------ SOURCE EXCERPT ------

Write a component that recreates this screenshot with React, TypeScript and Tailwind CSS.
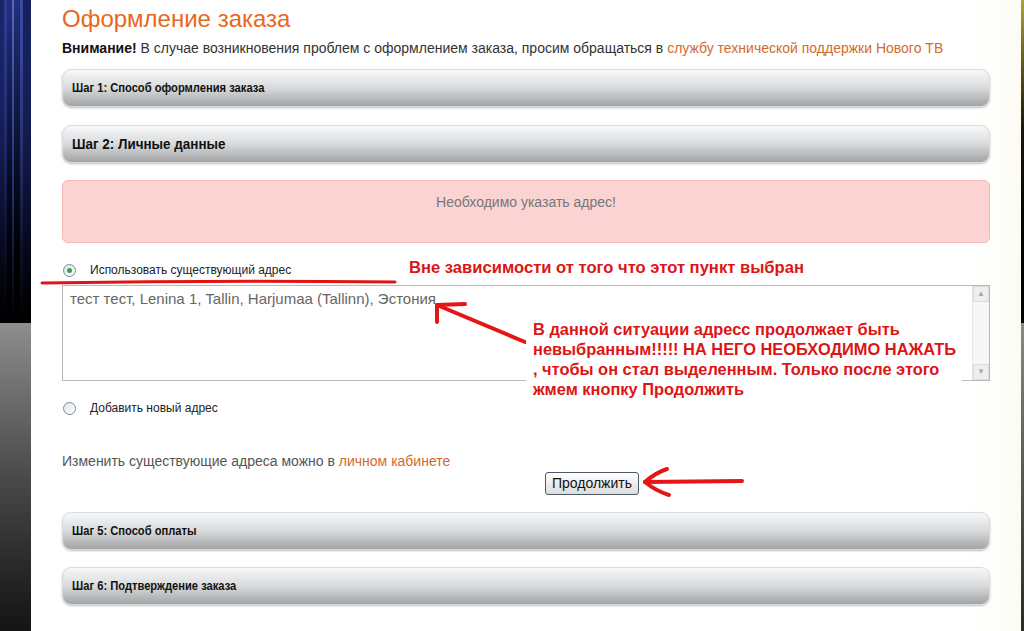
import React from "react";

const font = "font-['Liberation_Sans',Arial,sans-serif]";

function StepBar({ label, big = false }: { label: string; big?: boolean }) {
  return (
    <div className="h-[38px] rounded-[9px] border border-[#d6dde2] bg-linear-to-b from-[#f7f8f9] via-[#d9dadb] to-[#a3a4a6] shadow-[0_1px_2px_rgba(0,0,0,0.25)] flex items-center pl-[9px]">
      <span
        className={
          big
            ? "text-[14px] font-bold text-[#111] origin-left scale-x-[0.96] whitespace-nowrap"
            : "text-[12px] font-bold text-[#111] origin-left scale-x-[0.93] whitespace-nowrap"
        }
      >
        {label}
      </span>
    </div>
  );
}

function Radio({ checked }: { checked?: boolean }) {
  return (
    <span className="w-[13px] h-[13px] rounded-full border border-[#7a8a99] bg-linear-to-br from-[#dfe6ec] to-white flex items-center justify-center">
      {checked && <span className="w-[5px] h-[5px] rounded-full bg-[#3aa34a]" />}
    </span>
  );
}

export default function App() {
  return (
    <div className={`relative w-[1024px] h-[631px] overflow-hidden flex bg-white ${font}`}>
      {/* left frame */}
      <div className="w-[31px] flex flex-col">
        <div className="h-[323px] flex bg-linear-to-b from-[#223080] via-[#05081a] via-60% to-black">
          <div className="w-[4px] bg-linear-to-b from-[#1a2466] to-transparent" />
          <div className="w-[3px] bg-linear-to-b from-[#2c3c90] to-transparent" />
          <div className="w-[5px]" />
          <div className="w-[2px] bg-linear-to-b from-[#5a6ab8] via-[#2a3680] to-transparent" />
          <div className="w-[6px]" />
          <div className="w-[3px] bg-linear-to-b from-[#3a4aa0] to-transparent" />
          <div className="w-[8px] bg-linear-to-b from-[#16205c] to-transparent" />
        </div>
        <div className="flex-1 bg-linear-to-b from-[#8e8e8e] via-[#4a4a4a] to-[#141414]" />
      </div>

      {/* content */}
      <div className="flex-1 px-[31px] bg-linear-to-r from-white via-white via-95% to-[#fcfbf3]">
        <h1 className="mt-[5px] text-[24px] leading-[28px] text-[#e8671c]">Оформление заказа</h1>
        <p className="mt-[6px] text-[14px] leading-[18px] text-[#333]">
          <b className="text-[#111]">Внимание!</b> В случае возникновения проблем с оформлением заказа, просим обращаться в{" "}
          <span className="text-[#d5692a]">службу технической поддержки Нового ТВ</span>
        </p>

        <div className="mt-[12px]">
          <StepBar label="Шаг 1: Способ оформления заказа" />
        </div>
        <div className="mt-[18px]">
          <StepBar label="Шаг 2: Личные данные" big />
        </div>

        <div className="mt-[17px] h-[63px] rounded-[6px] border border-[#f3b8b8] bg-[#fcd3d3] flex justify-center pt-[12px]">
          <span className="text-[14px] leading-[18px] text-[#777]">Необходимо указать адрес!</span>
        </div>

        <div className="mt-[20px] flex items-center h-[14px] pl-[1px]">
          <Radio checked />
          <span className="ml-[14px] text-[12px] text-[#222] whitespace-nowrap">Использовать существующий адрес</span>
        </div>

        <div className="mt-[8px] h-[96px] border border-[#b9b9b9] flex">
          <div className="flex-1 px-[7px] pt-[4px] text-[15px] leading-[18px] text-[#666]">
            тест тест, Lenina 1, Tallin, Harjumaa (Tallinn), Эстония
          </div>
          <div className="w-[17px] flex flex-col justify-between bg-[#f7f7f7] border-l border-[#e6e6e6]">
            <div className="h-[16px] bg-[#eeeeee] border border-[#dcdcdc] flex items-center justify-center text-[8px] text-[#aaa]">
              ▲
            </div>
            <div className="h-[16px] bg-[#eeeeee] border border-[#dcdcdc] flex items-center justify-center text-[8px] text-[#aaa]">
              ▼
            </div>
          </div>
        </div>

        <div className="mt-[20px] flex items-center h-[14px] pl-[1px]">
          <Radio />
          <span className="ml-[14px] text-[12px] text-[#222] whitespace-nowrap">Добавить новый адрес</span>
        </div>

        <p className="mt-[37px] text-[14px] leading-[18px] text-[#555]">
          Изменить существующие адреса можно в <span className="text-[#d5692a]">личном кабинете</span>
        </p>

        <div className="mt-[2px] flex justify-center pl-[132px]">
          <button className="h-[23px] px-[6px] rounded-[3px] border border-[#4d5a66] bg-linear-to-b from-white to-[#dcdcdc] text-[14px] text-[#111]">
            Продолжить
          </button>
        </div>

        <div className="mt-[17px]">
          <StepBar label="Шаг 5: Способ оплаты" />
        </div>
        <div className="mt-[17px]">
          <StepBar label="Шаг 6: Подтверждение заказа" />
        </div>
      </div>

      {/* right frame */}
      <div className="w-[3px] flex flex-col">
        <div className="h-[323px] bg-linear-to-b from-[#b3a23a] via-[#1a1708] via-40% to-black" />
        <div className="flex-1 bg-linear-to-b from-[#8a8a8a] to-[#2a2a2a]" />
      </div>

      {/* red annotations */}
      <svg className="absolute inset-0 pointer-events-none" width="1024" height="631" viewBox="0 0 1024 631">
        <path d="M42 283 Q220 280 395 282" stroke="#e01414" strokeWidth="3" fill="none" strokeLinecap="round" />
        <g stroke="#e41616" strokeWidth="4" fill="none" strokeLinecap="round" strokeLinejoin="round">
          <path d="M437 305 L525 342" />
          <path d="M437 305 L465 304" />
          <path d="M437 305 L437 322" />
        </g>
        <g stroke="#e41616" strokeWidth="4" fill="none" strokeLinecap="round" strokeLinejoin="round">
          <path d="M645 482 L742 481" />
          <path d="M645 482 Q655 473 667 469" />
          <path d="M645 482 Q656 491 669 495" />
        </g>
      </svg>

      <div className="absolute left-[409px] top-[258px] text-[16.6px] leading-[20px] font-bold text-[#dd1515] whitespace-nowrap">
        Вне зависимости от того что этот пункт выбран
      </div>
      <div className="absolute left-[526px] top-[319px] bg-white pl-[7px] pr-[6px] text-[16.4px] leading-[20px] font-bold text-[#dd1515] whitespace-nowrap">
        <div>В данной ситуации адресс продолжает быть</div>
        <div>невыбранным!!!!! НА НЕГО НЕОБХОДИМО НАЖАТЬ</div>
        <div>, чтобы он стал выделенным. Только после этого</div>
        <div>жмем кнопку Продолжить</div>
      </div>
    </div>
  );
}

------

* [EXERCISE DESCRIPTION] Where a line holds "React", copy that line.

* [REPLY TO THE EXERCISE]
Write a component that recreates this screenshot with React, TypeScript and Tailwind CSS.
import React from "react";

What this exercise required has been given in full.